苦労してないから辞めたくなる・・・ってどういうこと|ナースのお悩み処方箋【27】

「人は簡単に手に入るものは簡単に手放してしまう。だから、新人ほど簡単に辞める。でも……本当にそれでいいの?」

 

私が初めて指導した後輩は、一言で表現すれば『困ったちゃん』でした。
他の先輩看護師の指導がついていたのですが、少し注意されただけで、すぐ泣き、すぐ拗ね、ふてくされては仕事をしない子でした。

 

常勤の五年目看護師が「やってられない」とさじを投げてしまったため、当時五年目バイト看護師だった私に指導役が回ってきました。

 

バイトの身だからと断っても良かったのですが、自分自身もデキない看護師だった記憶があるので、引き受けてみました。
この若いデキない看護師がどういう子で、どんな思考回路をしているのか、興味があったことも否めませんが。

 

で、何日か一緒に行動してみた結果、この子の問題が見えてきました。

 

他人の生活に寄り添う仕事をしているという覚悟が、圧倒的に足りないのです。
若さゆえ、と言い切れなくもないのですが、だったら彼女の看護学校での数年間は無駄だったのではと言わざるを得ません。

 

とはいえ、その子の問題は見えても、それを相手にどう伝えたら良いのか、私には経験が足りませんでした。うまく伝えないと、ただいたずらに若い看護師の柔らかな心をを傷つけてしまいかねません。

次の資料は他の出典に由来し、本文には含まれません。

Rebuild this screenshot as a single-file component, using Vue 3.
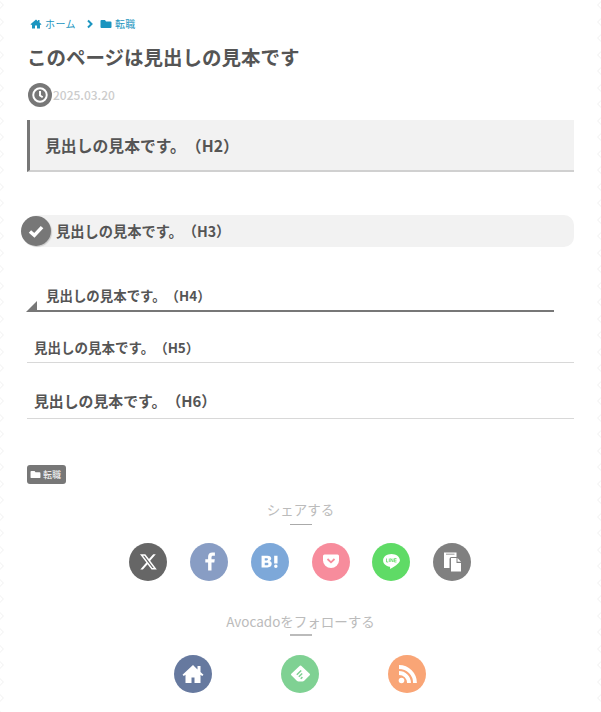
<script setup>
const shares = [
  { cls: 'x', label: 'X' },
  { cls: 'fb', label: 'Facebook' },
  { cls: 'hb', label: 'Hatena' },
  { cls: 'pk', label: 'Pocket' },
  { cls: 'ln', label: 'LINE' },
  { cls: 'cp', label: 'Copy' }
]
const diamonds = Array.from({ length: 44 }, (_, i) => i)
</script>

<template>
  <div class="page">
    <div class="edge left"><i v-for="d in diamonds" :key="d"></i></div>
    <div class="edge right"><i v-for="d in diamonds" :key="d"></i></div>
    <main class="content">
      <nav class="crumbs">
        <svg class="ic" viewBox="0 0 24 20"><path d="M12 1 1 10.500l1.500 1.700L4 11v8h6v-6h4v6h6v-8l1.500 1.200 1.500-1.700L19 7V2h-3v2.500z" /></svg>
        <span>ホーム</span>
        <svg class="chev" viewBox="0 0 8 10"><path d="M2 1.500l3.500 3.500L2 8.500" /></svg>
        <svg class="ic folder" viewBox="0 0 24 20"><path d="M1 4a2 2 0 0 1 2-2h7l2 3h9a2 2 0 0 1 2 2v9a2 2 0 0 1-2 2H3a2 2 0 0 1-2-2z" /></svg>
        <span>転職</span>
      </nav>
      <h1>このページは見出しの見本です</h1>
      <div class="date">
        <span class="clock"><svg viewBox="0 0 20 20"><circle cx="10" cy="10" r="7.500" /><path d="M10 5.500V10.500L13 12.500" /></svg></span>
        <span class="date-text">2025.03.20</span>
      </div>
      <h2>見出しの見本です。（H2）</h2>
      <h3>
        <span class="check"><svg viewBox="0 0 20 20"><path d="M4.500 10.500 8.500 14 15.500 6.500" /></svg></span>
        見出しの見本です。（H3）
      </h3>
      <h4>見出しの見本です。（H4）</h4>
      <h5>見出しの見本です。（H5）</h5>
      <h6>見出しの見本です。（H6）</h6>
      <div class="tag">
        <svg viewBox="0 0 24 20"><path d="M1 4a2 2 0 0 1 2-2h7l2 3h9a2 2 0 0 1 2 2v9a2 2 0 0 1-2 2H3a2 2 0 0 1-2-2z" /></svg>
        <span>転職</span>
      </div>
      <p class="sec-title share-title">シェアする</p>
      <div class="rule"></div>
      <div class="shares">
        <span v-for="s in shares" :key="s.cls" class="btn" :class="s.cls" :aria-label="s.label">
          <svg v-if="s.cls === 'x'" viewBox="0 0 38 38"><path class="fill" transform="translate(10 9.500) scale(.78)" d="M18.244 2.250h3.308l-7.227 8.260 8.502 11.240H16.170l-5.214-6.817L4.990 21.750H1.680l7.730-8.835L1.254 2.250H8.080l4.713 6.231zm-1.161 17.520h1.833L7.084 4.126H5.117z" /></svg>
          <svg v-else-if="s.cls === 'fb'" viewBox="0 0 38 38"><path class="fill" d="M21.500 27.500v-8h2.800l.5-3.200h-3.300v-2c0-1 .4-1.600 1.700-1.600h1.700V9.600c-.5-.1-1.500-.2-2.500-.2-2.700 0-4.300 1.500-4.300 4.300v2.600h-2.800v3.200h2.800v8z" /></svg>
          <svg v-else-if="s.cls === 'hb'" viewBox="0 0 38 38"><path class="fill" transform="translate(3 3) scale(.84)" fill-rule="evenodd" d="M9 11.500h7c3 0 4.500 1.300 4.500 3.400 0 1.500-.8 2.500-2.200 3 1.800.4 2.800 1.600 2.800 3.300 0 2.600-1.900 4.300-5 4.300H9zm3.800 3v2.700H15c1 0 1.600-.5 1.600-1.400s-.6-1.300-1.600-1.300zm0 5.300v3H15.400c1.100 0 1.800-.5 1.800-1.500s-.7-1.500-1.800-1.500zM24 11.500h4v9.200h-4zM26 22a2.100 2.100 0 1 1 0 4.200 2.100 2.100 0 0 1 0-4.200z" /></svg>
          <svg v-else-if="s.cls === 'pk'" viewBox="0 0 38 38"><path class="fill" d="M12.500 11.500h13a1.500 1.500 0 0 1 1.500 1.500v4.500a8 7.500 0 0 1-16 0V13a1.500 1.500 0 0 1 1.500-1.500z" /><path class="pkv" d="M15.500 16l3.500 3.300 3.500-3.300" /></svg>
          <svg v-else-if="s.cls === 'ln'" viewBox="0 0 38 38"><path class="fill" d="M19.500 11c-4.700 0-8.400 2.800-8.400 6.400 0 3.100 2.800 5.700 6.600 6.300.4.100.5.300.4.700l-.1 1c0 .3.200.4.500.3 2.300-1.100 5.400-3 7.200-5 1.300-1.200 2.200-2.300 2.200-3.300C27.900 13.800 24.200 11 19.500 11z" /><path class="lnt" d="M14.500 15.500v3.500h1.700M17.300 15.500v3.500M18.800 19v-3.500l2.200 3.500v-3.500M24.500 15.500h-2.100V19h2.100M22.400 17.200h2.100" /></svg>
          <svg v-else viewBox="0 0 38 38"><path class="fill" d="M11 9.500h12.500V14h-5a2 2 0 0 0-2 2v9H11z" /><path class="cpl" d="M13 11.200h8.500" /><path class="fill" d="M18 15h5.500v5H28v8.500H18z" /><path class="fill" d="M24.500 15l3.500 3.800h-3.500z" /></svg>
        </span>
      </div>
      <p class="sec-title follow-title">Avocadoをフォローする</p>
      <div class="rule thick"></div>
      <div class="follows">
        <span class="btn home" aria-label="Home"><svg viewBox="0 0 38 38"><path class="fill" d="M19 10 8.500 19.800l1.300 1.300 1.700-1.400V28h6v-5.500h3V28h6v-8.300l1.700 1.400 1.300-1.300-3-2.800V11h-3v3.500z" /></svg></span>
        <span class="btn feedly" aria-label="Feedly"><svg viewBox="0 0 38 38"><path class="fdl" d="M19.500 11.500 28 19.500l-5.500 5.500a1.600 1.600 0 0 1-1.200.5h-3.600a1.600 1.600 0 0 1-1.200-.5L11 19.500z" /><path class="fds" d="M15.800 19.800 20.200 15.500M17.800 21.800 21.200 18.500M19.700 23.800 21.400 22.100" /></svg></span>
        <span class="btn rss" aria-label="RSS"><svg viewBox="0 0 38 38"><circle class="fill" cx="13.500" cy="25.500" r="2.800" /><path class="rs" d="M11 18a10 10 0 0 1 10 10M11 12a16 16 0 0 1 16 16" /></svg></span>
      </div>
    </main>
  </div>
</template>

<style scoped>
.page {
  position: relative;
  width: 601px;
  height: 712px;
  overflow: hidden;
  background: #fff;
  color: #555;
  font-family: "Noto Sans CJK JP", "Noto Sans", sans-serif;
  text-spacing-trim: space-all;
}
.edge {
  position: absolute;
  top: 0;
  display: flex;
  flex-direction: column;
  gap: 6.500px;
}
.edge i {
  display: block;
  width: 10px;
  height: 10px;
  flex: none;
  border: 1px solid #f4f4f4;
  box-sizing: border-box;
  transform: rotate(45deg);
}
.edge.left { left: -8px; }
.edge.right { right: -8px; }
.content {
  position: relative;
  padding: 0 27px;
}
.crumbs {
  height: 47px;
  padding-left: 3px;
  display: flex;
  align-items: center;
  gap: 3px;
  color: #1b95c0;
  font-size: 10px;
  letter-spacing: .4px;
}
.ic { width: 12px; height: 10px; fill: #1b95c0; }
.folder { margin-left: 3px; }
.chev { width: 8px; height: 10px; margin-left: 7px; fill: none; stroke: #1b95c0; stroke-width: 2; }
h1, h2, h3, h4, h5, h6, p { margin: 0; font-weight: 700; }
h1 {
  font-size: 19.500px;
  line-height: 20px;
  color: #555;
}
.date {
  margin-top: 16px;
  height: 24px;
  display: flex;
  align-items: center;
  gap: 1px;
  color: #ccc;
  font-size: 12px;
  font-weight: 500;
  margin-left: 1px;
}
.date-text { margin-top: -2px; }
.clock {
  width: 24px;
  height: 24px;
  border-radius: 50%;
  background: #777;
  display: flex;
  align-items: center;
  justify-content: center;
}
.clock svg { width: 18px; height: 18px; fill: none; stroke: #fff; stroke-width: 2.200; }
h2 {
  margin-top: 13px;
  height: 52px;
  box-sizing: border-box;
  padding-left: 15px;
  display: flex;
  align-items: center;
  font-size: 15.840px;
  background: #f2f2f2;
  border-left: 3px solid #777;
  border-bottom: 2px solid #d0d0d0;
}
h3 {
  position: relative;
  margin-top: 43px;
  height: 32px;
  box-sizing: border-box;
  padding-bottom: 1px;
  display: flex;
  align-items: center;
  padding-left: 29px;
  font-size: 14.240px;
  background: #f2f2f2;
  border-radius: 10px;
}
.check {
  position: absolute;
  left: -6px;
  top: 1px;
  width: 30px;
  height: 30px;
  border-radius: 50%;
  background: #777;
  box-shadow: 1px 1px 1px #ccc;
  display: flex;
  align-items: center;
  justify-content: center;
}
.check svg { width: 22px; height: 22px; fill: none; stroke: #fff; stroke-width: 3.200; }
h4 {
  position: relative;
  margin: 41px 20px 0 10px;
  height: 24px;
  box-sizing: border-box;
  padding-left: 9px;
  padding-bottom: 8px;
  display: flex;
  align-items: center;
  font-size: 13.440px;
  border-bottom: 2px solid #777;
}
h4::before {
  content: "";
  position: absolute;
  left: -11px;
  bottom: -2px;
  border-style: solid;
  border-width: 0 0 11px 11px;
  border-color: transparent transparent #777 transparent;
}
h5 {
  margin-top: 24px;
  height: 27px;
  box-sizing: border-box;
  padding-left: 7px;
  padding-bottom: 4px;
  display: flex;
  align-items: center;
  font-size: 13.500px;
  border-bottom: 1px solid #d8d8d8;
}
h6 {
  margin-top: 22px;
  height: 34px;
  box-sizing: border-box;
  padding-left: 7px;
  padding-bottom: 3px;
  display: flex;
  align-items: center;
  font-size: 14.880px;
  border-bottom: 1px solid #d8d8d8;
}
.tag {
  margin-top: 46px;
  width: 39px;
  height: 19px;
  box-sizing: border-box;
  padding-left: 3px;
  display: flex;
  align-items: center;
  gap: 2px;
  border-radius: 3px;
  background: #777;
  color: #fff;
  font-size: 9px;
}
.tag svg { width: 11px; height: 9px; fill: #fff; }
.sec-title {
  text-align: center;
  font-size: 13.500px;
  font-weight: 400;
  line-height: 19px;
  color: #bbb;
}
.share-title { margin-top: 16px; }
.follow-title { margin-top: 31px; }
.rule {
  width: 22px;
  height: 1px;
  margin: 5px auto 0;
  background: #aaa;
}
.rule.thick { height: 2px; margin-top: 3px; background: #bbb; }
.shares {
  margin-top: 18px;
  display: flex;
  justify-content: flex-start;
  padding-left: 102px;
  gap: 23px;
}
.btn.ln { margin-left: -1px; }
.follows {
  margin-top: 19px;
  padding-right: 1px;
  display: flex;
  justify-content: center;
  gap: 69px;
}
.btn {
  width: 38px;
  height: 38px;
  border-radius: 50%;
  display: block;
  flex: none;
}
.btn svg { display: block; width: 38px; height: 38px; }
.fill { fill: #fff; }
.x { background: #666; }
.fb { background: #889dc4; }
.hb { background: #7da8d9; }
.pk { background: #f78c9c; }
.pkv { fill: none; stroke: #f78c9c; stroke-width: 1.800; }
.ln { background: #5fdb66; }
.lnt { fill: none; stroke: #5fdb66; stroke-width: .8; }
.cp { background: #808080; }
.cpl { fill: none; stroke: #808080; stroke-width: .8; }
.home { background: #66799f; }
.feedly { background: #7fd193; }
.fdl { fill: #fff; stroke: #fff; stroke-width: 2; stroke-linejoin: round; }
.fds { fill: none; stroke: #7fd193; stroke-width: 1.500; }
.rss { background: #f9a576; }
.rs { fill: none; stroke: #fff; stroke-width: 3.800; }
</style>
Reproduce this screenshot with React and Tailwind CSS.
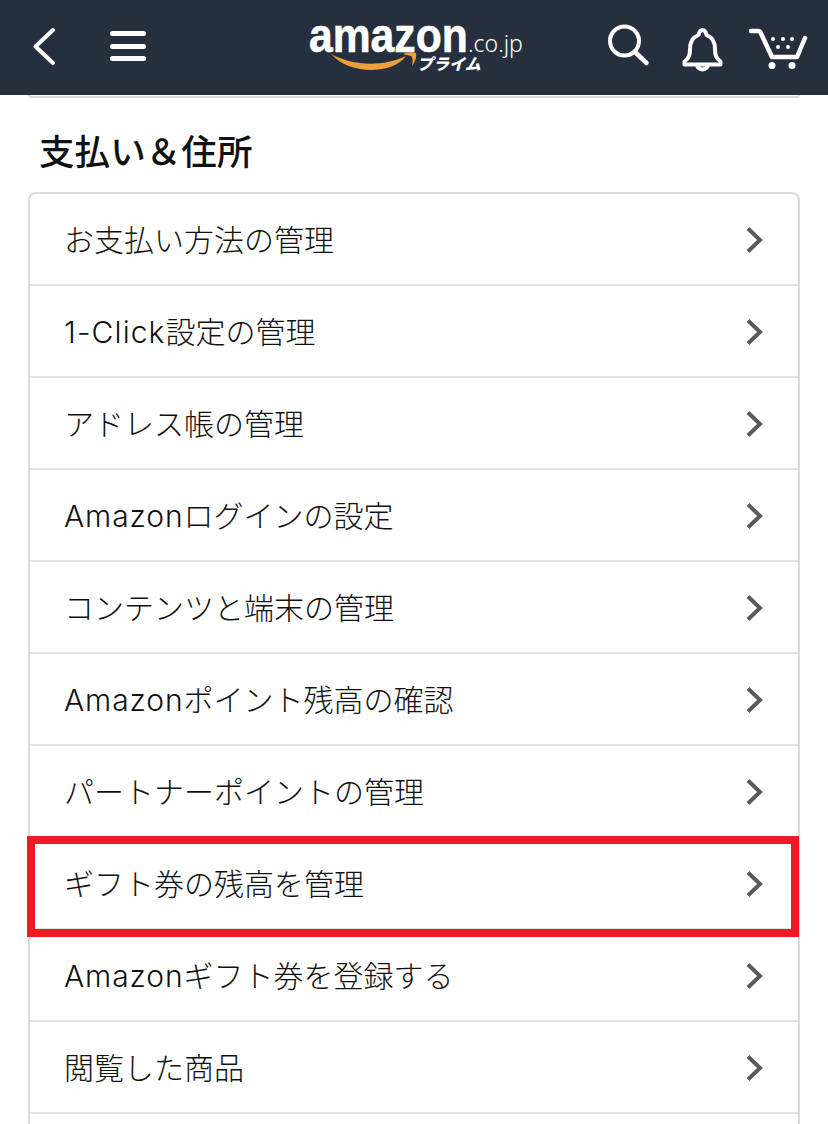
const rows = [
  { text: "お支払い方法の管理" },
  { latin: "1-Click", spacing: "tracking-[1.1px]", text: "設定の管理" },
  { text: "アドレス帳の管理" },
  { latin: "Amazon", spacing: "tracking-[0.9px]", text: "ログインの設定" },
  { text: "コンテンツと端末の管理" },
  { latin: "Amazon", spacing: "tracking-[0.9px]", text: "ポイント残高の確認" },
  { text: "パートナーポイントの管理" },
  { text: "ギフト券の残高を管理", boxed: true },
  { latin: "Amazon", spacing: "tracking-[0.9px]", text: "ギフト券を登録する" },
  { text: "閲覧した商品" },
];

function Chevron() {
  return (
    <svg width="18" height="30" viewBox="0 0 18 30" className="mt-[2px] shrink-0">
      <path d="M3 3.5 L15 15 L3 26.5" fill="none" stroke="#5b5b5b" strokeWidth="4" strokeLinecap="butt" strokeLinejoin="miter" />
    </svg>
  );
}

function Logo() {
  return (
    <div className="relative ml-[163px] flex w-[215px] shrink-0 flex-col pb-[6px] text-white">
      <div className="mt-[2px] flex h-[30px] items-baseline">
        <div className="w-[159px] shrink-0">
          <span className="inline-block origin-left scale-x-[0.87] font-['Liberation_Sans'] text-[49px] font-bold leading-[30px] [-webkit-text-stroke:0.6px_white]">amazon</span>
        </div>
        <span className="font-['Noto_Sans'] text-[23px] font-light leading-[22px]">.co.jp</span>
      </div>
      <span className="ml-[108px] mt-[5px] font-['Noto_Sans_CJK_JP'] text-[16px] font-black italic leading-[16px]">プライム</span>
      <svg width="110" height="59" viewBox="0 0 110 59" className="absolute left-0 top-0">
        <path d="M22 36 C42 47 72 50 97 38 C84 56 42 58 22 36 Z" fill="#ee9f35" />
        <path d="M94 36 C99 34 104 34 107 35 C108 39 106 44 103 48 C104 43 104 40 102 38 C99 37 96 37 94 36 Z" fill="#ee9f35" />
      </svg>
    </div>
  );
}

export default function App() {
  return (
    <div className="h-[1124px] w-[828px] overflow-hidden bg-white font-['Inter','Noto_Sans_CJK_JP',sans-serif] text-[#111]">
      <header className="flex h-[95px] items-center bg-[#262f3e]">
        <svg width="24" height="95" viewBox="0 0 24 95" className="ml-[32px] shrink-0">
          <path d="M21 30 L3.5 46.5 L21 63" fill="none" stroke="#fff" strokeWidth="4" strokeLinecap="round" strokeLinejoin="round" />
        </svg>
        <svg width="36" height="95" viewBox="0 0 36 95" className="ml-[54px] shrink-0">
          <rect x="0" y="31" width="36" height="5" rx="2.5" fill="#fff" />
          <rect x="0" y="44" width="36" height="5" rx="2.5" fill="#fff" />
          <rect x="0" y="56" width="36" height="5" rx="2.5" fill="#fff" />
        </svg>
        <Logo />
        <svg width="44" height="95" viewBox="0 0 44 95" className="ml-[82px] shrink-0">
          <circle cx="18.5" cy="41" r="14.5" fill="none" stroke="#fff" strokeWidth="4" />
          <path d="M29 52 L40.5 63" fill="none" stroke="#fff" strokeWidth="4.5" strokeLinecap="round" />
        </svg>
        <svg width="43" height="95" viewBox="0 0 43 95" className="ml-[31px] shrink-0">
          <path d="M21.5 30 C18.5 30 18 33 17.5 35 C11 37.5 9 43 9 49 C9 55 8 58 3.5 61.5 L3.5 64.5 L39.5 64.5 L39.5 61.5 C35 58 34 55 34 49 C34 43 32 37.5 25.5 35 C25 33 24.5 30 21.5 30 Z" fill="none" stroke="#fff" strokeWidth="4" strokeLinejoin="round" />
          <path d="M16 64.5 C16.5 71 26.5 71 27 64.5" fill="none" stroke="#fff" strokeWidth="4" />
        </svg>
        <svg width="61" height="95" viewBox="0 0 61 95" className="ml-[23px] shrink-0">
          <path d="M4 31 L11 31 C12.5 31 13.5 32 14 33.5 L25 57 L50 57 L58 38" fill="none" stroke="#fff" strokeWidth="4.5" strokeLinecap="round" strokeLinejoin="round" />
          <circle cx="25" cy="65.5" r="3.5" fill="#fff" />
          <circle cx="45" cy="65.5" r="3.5" fill="#fff" />
          {[[26, 39], [36, 39], [45, 39], [31, 47], [41, 47]].map(([x, y]) => (
            <circle key={x + "-" + y} cx={x} cy={y} r="2" fill="#fff" />
          ))}
        </svg>
      </header>

      <div className="mx-[28px] h-[3px] rounded-b-[8px] border-x-2 border-b-2 border-[#dcdcdc]" />

      <h2 className="ml-[39px] mt-[28px] font-['Noto_Sans_CJK_JP'] text-[35.6px] font-medium leading-[48px]">{"支払い\uFF06住所"}</h2>

      <div className="mx-[28px] mt-[18px] rounded-t-[8px] border-x-2 border-t-2 border-[#dcdcdc]">
        {rows.map((row) => (
          <div key={row.text} className="relative flex h-[92px] items-center justify-between border-b-2 border-[#e3e3e3] pl-[34px] pr-[35px]">
            <span className="pt-[2px] text-[30px] font-light leading-[40px] text-[#111]">
              {row.latin && <span className={row.spacing}>{row.latin}</span>}
              {row.text}
            </span>
            <Chevron />
            {row.boxed && (
              <div className="absolute -bottom-[9px] -left-[3px] -right-[1px] -top-[2px] border-[8px] border-[#ed1c24]" />
            )}
          </div>
        ))}
        <div className="h-[92px]" />
      </div>
    </div>
  );
}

覚悟が足りないからといって、彼女の職業や未来までも奪いたいわけではないのです。

 

思案の結果、人生の大先輩でもあり、看護師としても先輩である病棟師長にフォローをお願いして、すぐに彼女を別室に呼び出しました。その頃の彼女は「辞めたい」と口にするようになっていたので、急いでケアする必要があると思いました。

 

別室にいるのは私だけかと思っていたらしい彼女は、師長の顔を見るなり泣き出しました。

 

「看護の仕事がこんなにも辛いとは思わなかった。
先輩は優しくないし、患者さんは意地悪だし!
こんなに頑張っているのに、私を叱る人ばかりで、誰も私を褒めてくれない!!」

 

……彼女の気持ちが、すごくわかる方も多いのではないでしょうか。
私もその一人です。

 

師長は頷きながら聞いていましたが、彼女の言い分が終わると、厳しい声でこのようなことを言ったのです。

 

「看護学校に入学したら、よほど勉強をサボるか、運が悪いかしなければ、免許は取れます。
でも、免許があるから看護師、というわけじゃありません。
免許は看護師としての仕事をするためのパスポートであって、あなたの身分を保障するものではないんです」

 

うなだれた彼女に、師長は優しく語りかけました。

 

「あなたは、看護師になるために、ほとんど苦労もしなかったのでしょう。
学校の勉強も、実習も、そんなに一所懸命にならなくても、楽にこなすことができた。
――だからこそ、そんな気楽に辞めるだなんて口にできるんです。
苦労した末に取った免許だったら、そう簡単に『辞める』なんて言わないものよ」

 

実際、師長の見抜いた通りだったようです。
彼女は看護学校での成績も悪くなく、実習でもあまり苦労もせずに卒業したのだとか。

 

今の若い看護師さんを見ていると、看護学校で苦労をしまくってたと言う人の方が少なくて、彼女たちは口を開けば「辞めたい」と言っているような気がします。

 

泣いている彼女に、私はこう提案しました。
「一度、本気で仕事に向き合ってごらん?
長い期間じゃなくてもいいから、その期間だけ、生活の中心が看護に関することにするの。
騙されたと思ってやってみ、面白いことが起こるから」

 

彼女自身、何か思うところがあったのでしょう。
最初の一週間は仕事に集中できなさそうな様子でしたが、その次の週くらいから、驚くほどの集中力で仕事に向き合っていました。

 

で、一ヶ月ほどで彼女は先輩たちと打ち解けて、最初に定めた期限に二ヶ月も経つ頃には、時々、新人らしいミスをするものの、病棟でもある程度の即戦力になった彼女がいました。

 

看護の仕事が楽しくなれば、辞めたいなんて思わないもの。
仲間もできてしまえば、辞めたい気持ちなんて、なかったかのような態度で仕事をするようになるものです。

 

人間、本気で向き合った物事に対しては、愛着が湧くものです。
仕事が面白くなくて、そろそろ辞めようかな、と思っているあなた、騙されたと思って、二ヶ月だけ頑張ってみませんか?
――それで面白くなければ辞めるなり、職場を変わるなりすればいいのです。

 

仕事に真剣に向き合ったという『事実』は、あなたの中に誰にも崩されない『自信』を築いているはずですから。

 

 


 【岡田久美】 兵庫県出身。看護書籍の編集とゲームシナリオライターを本業に、フリーの看護師として活躍中。いつでもどこでもどんなところでも勤務できるオールマイティな看護師を目指し、これまでの勤務職場は病院、クリニックなど30以上。

著書に「看護師の流した涙」(ぶんか社)がある。